2018年12月12日、JR北海道は、「北海道新幹線速度向上の実施について」というプレスリリースを発表した。
「本年9月に、(独法)鉄道建設・運輸施設整備支援機構と共に青函トンネル内における時速160kmの速度向上試験、ならびにJR貨物と青函トンネル内における新幹線の走行速度を時速160kmとした貨物列車とのすれ違い試験を実施し、青函トンネル内の時速160km営業運転に支障がないことを確認いたし北海道新幹線では青函トンネル内の速度向上を行う」という。
さらに「実施時期は2019年春ダイヤ改正。東北・北海道新幹線における最速達列車の運転時分は【東京~新函館北斗間】運転本数下り2本、上り1本。運転時分3時間58分(△4分)」
要するに一日3本が4時間を切るというものだが、JR自身、どれほどの増収効果があるのかは、実際のところさほど確信があるとは思っていないのではないか。
東京・函館間は空路で1時間半。函館空港から観光の中心地まで30分。これはJR函館駅からと大差ない。東京を見ても羽田に行くのも、東京駅に行くのも大差ない。まあ航空機に乗る際の様々な手続き等を考えると1時間だが、それを考慮しても航空機の優位性は全く変わらない。

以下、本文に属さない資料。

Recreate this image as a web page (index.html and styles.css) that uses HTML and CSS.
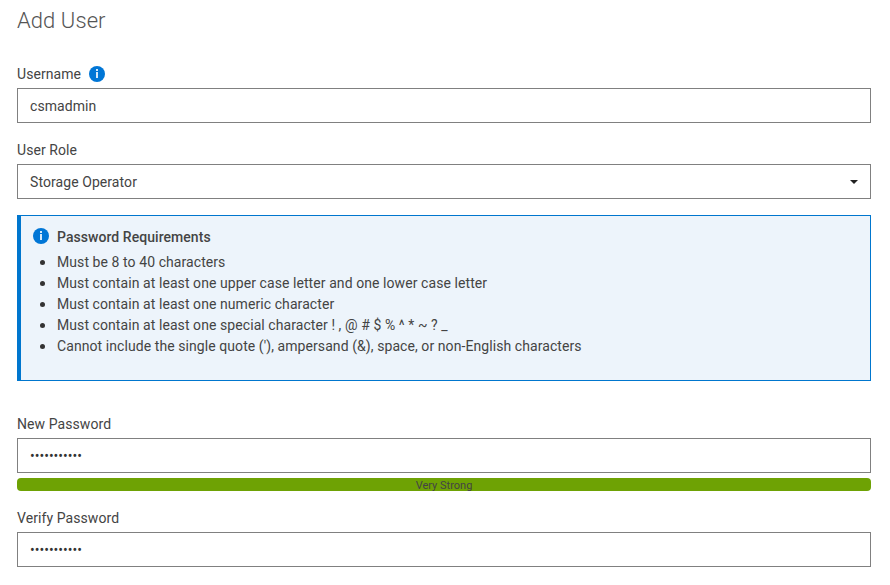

ここで、数分短縮されたからと言って何かが変わるとはとても思えない。
今年は北海道・東北新幹線に乗る機会に多く恵まれたが、盛岡以北、さらに新青森以北に至っては車内は閑散としたものだし、乗客の顔ぶれが全く異なることに気が付く。上りに乗ると良くわかるのだが、盛岡、仙台から乗ってくる乗客は多くが黒いスーツとバソコンを携えたビジネスマンだ。
東北と北関東は、当然だが東京を向いている。
北関東と東北からの利用客を増やしたいと言う思惑は明らかに現実の人の動きとは逆行している。
現在の日本は「東京へ東京へと草木もなびく」という状態なのだし、将来も変わらないだろう。

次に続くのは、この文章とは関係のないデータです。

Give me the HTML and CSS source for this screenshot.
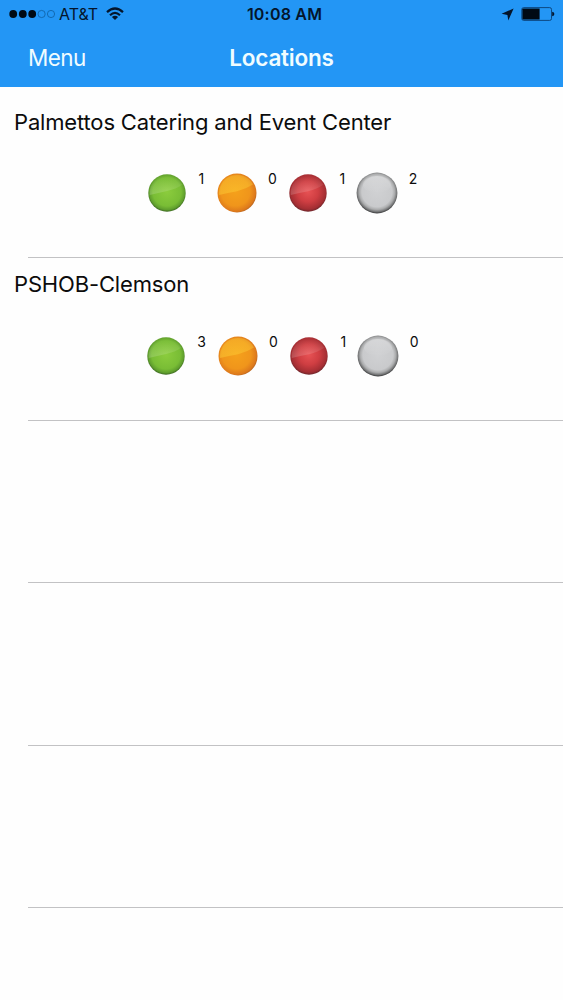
FILE: index.html
```
<!DOCTYPE html>
<html lang="en">
<head>
    <meta charset="UTF-8">
    <title>Locations</title>
    <link rel="stylesheet" href="styles.css">
</head>
<body>
<!-- Shared ball artwork -->
<svg class="defs" width="0" height="0">
    <defs>
        <radialGradient id="green" cx="50%" cy="47%" r="54%">
            <stop offset="0" stop-color="#8bcc3d"/>
            <stop offset="0.7" stop-color="#79bd35"/>
            <stop offset="0.88" stop-color="#609f2d"/>
            <stop offset="1" stop-color="#365f20"/>
        </radialGradient>
        <radialGradient id="orange" cx="46%" cy="46%" r="57%">
            <stop offset="0" stop-color="#f5a11b"/>
            <stop offset="0.65" stop-color="#f0951b"/>
            <stop offset="0.9" stop-color="#dd791c"/>
            <stop offset="1" stop-color="#a95e22"/>
        </radialGradient>
        <radialGradient id="red" cx="50%" cy="46%" r="55%">
            <stop offset="0" stop-color="#e75254"/>
            <stop offset="0.5" stop-color="#cf3e42"/>
            <stop offset="0.86" stop-color="#a42e33"/>
            <stop offset="1" stop-color="#66252a"/>
        </radialGradient>
        <radialGradient id="gray" cx="50%" cy="47%" r="53%">
            <stop offset="0" stop-color="#d0d1d3"/>
            <stop offset="0.7" stop-color="#c9cacc"/>
            <stop offset="0.82" stop-color="#abacad"/>
            <stop offset="0.92" stop-color="#767778"/>
            <stop offset="1" stop-color="#353637"/>
        </radialGradient>
        <linearGradient id="gloss" x1="0" y1="0" x2="0" y2="1">
            <stop offset="0" stop-color="#fff" stop-opacity="0"/>
            <stop offset="1" stop-color="#fff" stop-opacity="0.17"/>
        </linearGradient>
        <linearGradient id="gloss-yellow" x1="0" y1="0" x2="0" y2="1">
            <stop offset="0" stop-color="#ffd83c" stop-opacity="0.3"/>
            <stop offset="1" stop-color="#ffd83c" stop-opacity="0.4"/>
        </linearGradient>
        <linearGradient id="shine" x1="0" y1="0" x2="0" y2="1">
            <stop offset="0" stop-color="#fff" stop-opacity="0.25"/>
            <stop offset="1" stop-color="#fff" stop-opacity="0"/>
        </linearGradient>
        <symbol id="ball-green" viewBox="0 0 42 42">
            <circle cx="21" cy="21" r="18.7" fill="url(#green)"/>
            <path d="M3.8 22.9 A17.3 17.3 0 0 1 36.2 12.8 Q30 17 21 19.1 Q12 21 3.8 22.9Z" fill="url(#gloss)"/>
        </symbol>
        <symbol id="ball-orange" viewBox="0 0 42 42">
            <circle cx="21" cy="21" r="19.5" fill="url(#orange)"/>
            <path d="M3 23.1 A18.1 18.1 0 0 1 37 12.6 Q30 17 21 19.3 Q12 21.1 3 23.1Z" fill="url(#gloss-yellow)"/>
        </symbol>
        <symbol id="ball-red" viewBox="0 0 42 42">
            <circle cx="21" cy="21" r="18.7" fill="url(#red)"/>
            <path d="M3.8 22.9 A17.3 17.3 0 0 1 36.2 12.8 Q30 17 21 19.3 Q12 21.2 3.8 22.9Z" fill="url(#gloss)"/>
        </symbol>
        <symbol id="ball-gray" viewBox="0 0 42 42">
            <circle cx="21" cy="21" r="20.4" fill="url(#gray)"/>
            <ellipse cx="21" cy="12.5" rx="14" ry="8.5" fill="url(#shine)"/>
        </symbol>
    </defs>
</svg>

<!-- Header -->
<div class="header">
    <div class="status-bar">
        <div class="carrier">
            <svg class="signal" width="48" height="10" viewBox="0 0 48 10">
                <circle cx="4.2" cy="5" r="3.9"/>
                <circle cx="13.8" cy="5" r="3.9"/>
                <circle cx="23.2" cy="5" r="3.9"/>
                <circle class="empty" cx="32.6" cy="5" r="3.6"/>
                <circle class="empty" cx="42" cy="5" r="3.6"/>
            </svg>
            <span class="carrier-name">AT&amp;T</span>
            <svg class="wifi" width="18" height="14" viewBox="0 0 18 14">
                <path d="M1 5.1 Q9 -2.1 17 5.1" fill="none" stroke="#04152b" stroke-width="2.2"/>
                <path d="M4 8.2 Q9 3.7 14 8.2" fill="none" stroke="#04152b" stroke-width="2.2"/>
                <path d="M5.9 10 Q9 7.4 12.1 10 L9 13.1Z" fill="#04152b"/>
            </svg>
        </div>
        <div class="clock">10:08 AM</div>
        <div class="indicators">
            <svg width="13" height="13" viewBox="0 0 13 13">
                <path d="M12.6 0.5 L0.6 5.8 L6.4 6.9 L7.3 12.4Z" fill="#04152b"/>
            </svg>
            <svg class="battery" width="34" height="14" viewBox="0 0 34 14">
                <rect x="0.8" y="0.6" width="29.7" height="12.8" rx="1.8" fill="none" stroke="#0a3f74" stroke-width="0.9"/>
                <path d="M2.2 1.5 H18.6 V12.5 H2.2 Q1.4 12.5 1.4 11.7 V2.3 Q1.4 1.5 2.2 1.5Z" fill="#000a14"/>
                <path d="M31.2 4.8 Q33.4 5 33.4 7 Q33.4 9 31.2 9.2Z" fill="#04152b"/>
            </svg>
        </div>
    </div>
    <div class="nav-bar">
        <a class="menu">Menu</a>
        <h1 class="title">Locations</h1>
    </div>
</div>

<!-- Location list -->
<ul class="locations">
    <li class="location">
        <h2>Palmettos Catering and Event Center</h2>
        <div class="counts">
            <div class="count green"><svg><use href="#ball-green"/></svg><span>1</span></div>
            <div class="count orange"><svg><use href="#ball-orange"/></svg><span>0</span></div>
            <div class="count red"><svg><use href="#ball-red"/></svg><span>1</span></div>
            <div class="count gray"><svg><use href="#ball-gray"/></svg><span>2</span></div>
        </div>
    </li>
    <li class="location">
        <h2>PSHOB-Clemson</h2>
        <div class="counts wide">
            <div class="count green"><svg><use href="#ball-green"/></svg><span>3</span></div>
            <div class="count orange"><svg><use href="#ball-orange"/></svg><span>0</span></div>
            <div class="count red"><svg><use href="#ball-red"/></svg><span>1</span></div>
            <div class="count gray"><svg><use href="#ball-gray"/></svg><span>0</span></div>
        </div>
    </li>
    <li class="location"></li>
    <li class="location"></li>
    <li class="location"></li>
</ul>
</body>
</html>
```

FILE: styles.css
```
* {
    box-sizing: border-box;
}
body {
    margin: 0;
    height: 1000px;
    overflow: hidden;
    background-color: #fefefe;
    color: #0c0c0c;
    font-family: Inter, "Liberation Sans", sans-serif;
}
.defs {
    display: block;
}

/* Header */
.header {
    height: 87px;
    background-color: #2396f5;
}
.status-bar {
    display: grid;
    grid-template-columns: 1fr auto 1fr;
    align-items: center;
    height: 28px;
    padding: 0 8px 0 9px;
    color: #04152b;
    font-size: 16px;
}
.carrier {
    display: flex;
    align-items: center;
}
.signal {
    fill: #000a14;
}
.signal .empty {
    fill: none;
    stroke: #0c5795;
    stroke-width: 0.7;
}
.carrier-name {
    margin-left: 2px;
    width: 39px;
    white-space: nowrap;
}
.wifi {
    margin-left: 8px;
}
.clock {
    padding-left: 5px;
    font-weight: 600;
    letter-spacing: 0.2px;
}
.indicators {
    display: flex;
    align-items: center;
    justify-content: flex-end;
}
.battery {
    margin-left: 7px;
}
.nav-bar {
    display: grid;
    grid-template-columns: 1fr auto 1fr;
    align-items: center;
    height: 59px;
    padding: 0 28px;
    color: #f0fcff;
    font-size: 22.5px;
}
.menu {
    letter-spacing: -0.6px;
}
.title {
    margin: 0;
    font-size: 22.5px;
    font-weight: 600;
    letter-spacing: -0.2px;
}

/* Location list */
.locations {
    margin: 0;
    padding: 9px 0 0;
    list-style: none;
}
.location {
    height: 162.4px;
    padding: 11.8px 0 0 14px;
    background: linear-gradient(#c2c2c4, #c2c2c4) 28px 100% / 100% 1px no-repeat;
}
.location h2 {
    margin: 0;
    font-size: 22px;
    font-weight: 400;
    line-height: 28px;
    letter-spacing: -0.16px;
    white-space: nowrap;
}

/* Coloured balls with their numbers */
.counts {
    display: flex;
    margin: 36.6px 0 0 132.2px;
}
.counts.wide {
    margin-left: 130.8px;
}
.count {
    display: flex;
    flex: none;
}
.count svg {
    width: 42px;
    height: 42px;
}
.count span {
    margin-left: 10.4px;
    font-size: 14px;
    line-height: 14px;
}
.count.green {
    width: 69.5px;
}
.wide .count.green {
    width: 71.9px;
}
.count.orange {
    width: 71.3px;
}
.count.red {
    width: 69.3px;
}
```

このような現状を見る限り、30年に札幌に延伸したとしても、車内の様子は大きくは変わらないのではないだろうか。大量輸送と速達性、運行便数どれをとっても新千歳空港の優位性は変わらないだろう。
JR北海道は現在のスーパー北斗を中心としたドル箱路線を失い、より、コストの高い新幹線を背負い込むことで、莫大な赤字体質に変化はなく、経営体制の大規模な見直しを迫られることになるのは明白だと感る。

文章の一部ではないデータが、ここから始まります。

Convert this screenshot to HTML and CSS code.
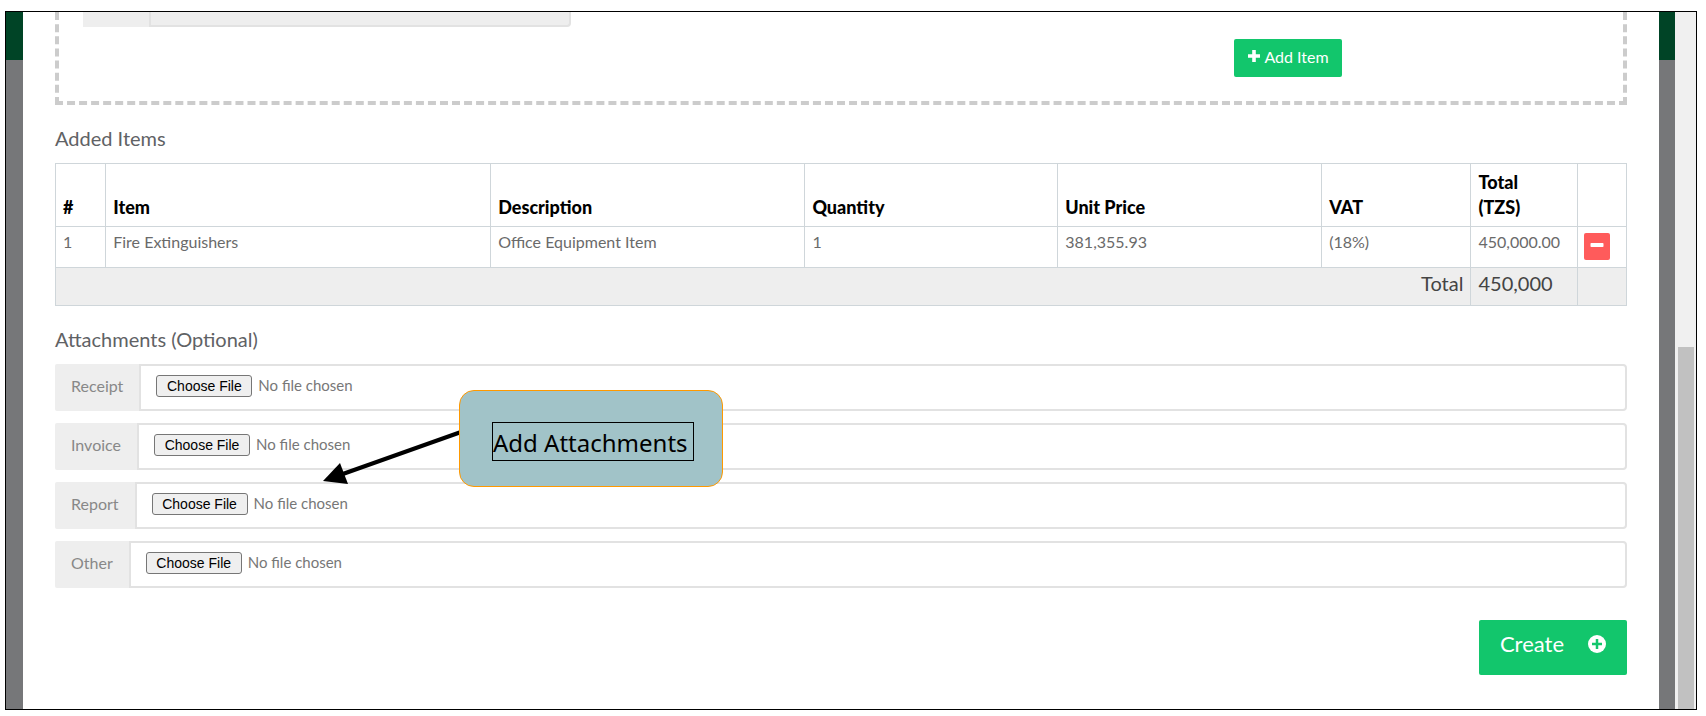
FILE: index.html
```html
<!DOCTYPE html>
<html lang="en">
<head>
  <meta charset="UTF-8">
  <meta name="viewport" content="width=device-width, initial-scale=1.0">
  <title>Added Items</title>
  <link rel="stylesheet" href="styles.css">
</head>
<body>
  <div class="frame">
    <div class="backdrop">
      <main class="modal">
        <section class="item-form">
          <div class="field-end">
            <span class="field-label"></span>
            <input type="text" class="field-input" aria-label="Amount" disabled>
          </div>
          <div class="item-actions">
            <button type="button" class="btn btn-add">
              <svg class="icon" viewBox="0 0 14 14" width="14" height="14"><path d="M5.200 1h3.600v4.200H13v3.600H8.800V13H5.200V8.800H1V5.200h4.200z" fill="currentColor"/></svg>
              Add Item
            </button>
          </div>
        </section>

        <h2 class="title">Added Items</h2>
        <table class="items">
          <colgroup>
            <col class="col-num">
            <col class="col-item">
            <col class="col-desc">
            <col class="col-qty">
            <col class="col-price">
            <col class="col-vat">
            <col class="col-total">
            <col class="col-action">
          </colgroup>
          <thead>
            <tr>
              <th>#</th>
              <th>Item</th>
              <th>Description</th>
              <th>Quantity</th>
              <th>Unit Price</th>
              <th>VAT</th>
              <th>Total<br>(TZS)</th>
              <th></th>
            </tr>
          </thead>
          <tbody>
            <tr>
              <td>1</td>
              <td>Fire Extinguishers</td>
              <td>Office Equipment Item</td>
              <td>1</td>
              <td>381,355.93</td>
              <td>(18%)</td>
              <td>450,000.00</td>
              <td class="cell-action">
                <button type="button" class="btn btn-remove" aria-label="Remove item">
                  <svg class="icon" viewBox="0 0 14 14" width="14" height="14"><rect x="0.500" y="5" width="13" height="4" rx="0.800" fill="currentColor"/></svg>
                </button>
              </td>
            </tr>
          </tbody>
          <tfoot>
            <tr>
              <td colspan="6" class="sum-label">Total</td>
              <td>450,000</td>
              <td></td>
            </tr>
          </tfoot>
        </table>

        <h2 class="title">Attachments (Optional)</h2>
        <div class="attachments">
          <div class="file-row">
            <label for="receipt">Receipt</label>
            <input type="file" id="receipt">
          </div>
          <div class="file-row">
            <label for="invoice">Invoice</label>
            <input type="file" id="invoice">
          </div>
          <div class="file-row">
            <label for="report">Report</label>
            <input type="file" id="report">
          </div>
          <div class="file-row">
            <label for="other">Other</label>
            <input type="file" id="other">
          </div>
          <!-- callout over the file fields -->
          <svg class="arrow" viewBox="0 0 140 62" width="140" height="62">
            <path d="M139 9L18 52" stroke="#000" stroke-width="4"/>
            <path d="M1 58L18 40L26 61z" fill="#000"/>
          </svg>
          <div class="callout"><span>Add Attachments</span></div>
        </div>

        <div class="form-actions">
          <button type="submit" class="btn btn-create">
            Create
            <svg class="icon" viewBox="0 0 18 18" width="18" height="18"><circle cx="9" cy="9" r="9" fill="#fff"/><path d="M9 4v10M4 9h10" stroke="#12c66c" stroke-width="2.500"/></svg>
          </button>
        </div>
      </main>
    </div>
    <div class="scrollbar"><div class="thumb"></div></div>
  </div>
</body>
</html>
```
FILE: styles.css
```css
* {
  box-sizing: border-box;
  margin: 0;
  padding: 0;
}
body {
  display: flex;
  min-height: 100vh;
  padding: 11px 9px 6px 5px;
  background-color: #fff;
  color: #6a6a6a;
  font-family: Lato, "Open Sans", sans-serif;
  font-size: 16px;
  line-height: 24px;
}
.frame {
  display: flex;
  flex: 1;
  border: 1px solid #000;
}
.backdrop {
  flex: 1;
  padding: 0 16px 0 17px;
  background: linear-gradient(#004426 48px, #767779 48px);
}
.modal {
  height: 100%;
  padding: 0 32px;
  background-color: #fff;
}
.scrollbar {
  display: flex;
  flex-direction: column;
  justify-content: flex-end;
  width: 21px;
  padding: 0 2px 0 3px;
  background-color: #f0f0f0;
}
.thumb {
  height: 52%;
  background-color: #c1c1c1;
}

/* item form */
.item-form {
  height: 93px;
  border: 4px dashed #ccc;
  border-top: 0;
}
.field-end {
  display: flex;
  width: 488px;
  height: 15px;
  margin-left: 24px;
}
.field-end .field-label {
  width: 66px;
  background-color: #eee;
}
.field-end .field-input {
  flex: 1;
  width: 0;
  border: 2px solid #e2e2e2;
  border-top: 0;
  border-radius: 0 0 4px 0;
  background-color: #eee;
}
.item-actions {
  display: flex;
  justify-content: flex-end;
  margin-top: 12px;
  padding-right: 281px;
}
.btn {
  display: flex;
  align-items: center;
  justify-content: center;
  border: 0;
  border-radius: 2px;
  background-color: #12c66c;
  color: #fff;
  font-family: inherit;
}
.btn-add {
  gap: 3px;
  width: 108px;
  height: 38px;
  padding-bottom: 4px;
  font-size: 16px;
}

/* table */
.title {
  margin: 20px 0 12px;
  color: #5f6265;
  font-size: 20px;
  font-weight: 400;
  line-height: 26px;
}
.items {
  width: 100%;
  table-layout: fixed;
  border-collapse: collapse;
}
.items th,
.items td {
  padding: 3px 7px;
  border: 1px solid #cfd6da;
  text-align: left;
  vertical-align: top;
}
.items th {
  padding: 6px 7px;
  color: #000;
  font-size: 18px;
  font-weight: 900;
  line-height: 25px;
  vertical-align: bottom;
}
.items tfoot td {
  height: 38px;
  background-color: #eee;
  color: #444;
  font-size: 20px;
}
.items tfoot .sum-label {
  text-align: right;
}
.items .cell-action {
  height: 41px;
  padding: 6px 6px 0;
}
.btn-remove {
  width: 26px;
  height: 27px;
  padding-bottom: 3px;
  background-color: #ff5b5b;
}
.col-num { width: 3.2%; }
.col-item { width: 24.5%; }
.col-desc { width: 20%; }
.col-qty { width: 16.1%; }
.col-price { width: 16.8%; }
.col-vat { width: 9.5%; }
.col-total { width: 6.8%; }
.col-action { width: 3.1%; }

/* attachments */
.attachments {
  display: flex;
  flex-direction: column;
  gap: 12px;
  position: relative;
}
.file-row {
  display: flex;
  height: 47px;
}
.file-row label {
  padding: 10px 16px;
  border-radius: 2px 0 0 2px;
  background-color: #eee;
  color: #888;
}
.file-row input {
  flex: 1;
  min-width: 0;
  padding: 9px 15px;
  border: 2px solid #e2e2e2;
  border-radius: 0 4px 4px 0;
  color: #777;
  font-family: inherit;
  font-size: 15px;
}
.file-row input::file-selector-button {
  width: 96px;
  height: 22px;
  margin-right: 6px;
  border: 1px solid #767676;
  border-radius: 3px;
  background-color: #efefef;
  color: #000;
  font-family: "Liberation Sans", Arial, sans-serif;
  font-size: 14px;
}
.arrow {
  position: absolute;
  top: 59px;
  left: 267px;
}
.callout {
  position: absolute;
  top: 26px;
  left: 404px;
  padding: 31px 28px 25px 32px;
  border: 1px solid #f90;
  border-radius: 15px;
  background-color: #a1c3c8;
  color: #000;
  font-family: "Noto Sans", "Open Sans", sans-serif;
  font-size: 24px;
  line-height: 34px;
}
.callout span {
  display: block;
  width: 202px;
  padding-top: 3px;
  border: 1px solid #000;
  white-space: nowrap;
}

.form-actions {
  display: flex;
  justify-content: flex-end;
  margin-top: 32px;
}
.btn-create {
  gap: 24px;
  width: 148px;
  height: 55px;
  padding-bottom: 8px;
  font-size: 22px;
}
```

新幹線という重荷を背負う前に、現在投げかけられている問題も解決しなければならないのに、北海道民は実にのんびりとしたものだ。
札幌近郊の市民などは、まったく他人事だ。
先日、北海道運輸局が行ったシンポでも名古屋大学大学院の加藤教授があきれていたという事だ。
、さらに、現在は函館・札幌間を結んでいるスーパー北斗の車両は、どんどん所要時間を長くしている。この先、国策に対応して白老に停車などという事になればさらに所要時間は伸びる。
正直、今後主力となるキハ261系はディーゼルの騒音もひどく、せっかくの車体傾斜を外してしまったがゆえに曲線からの立ちあがりの加速のために、かなりの騒音を立てる。
社員のインセンティブを奪うようにハイブリッドキハ285を廃棄解体したことは、間違いなくJR北海道にマイナスに作用しているのだ。馬鹿なことをしたものだ。羹(あつもの)に懲(こ)りて膾(なます)を吹(ふ)くを地で行くようなものだ。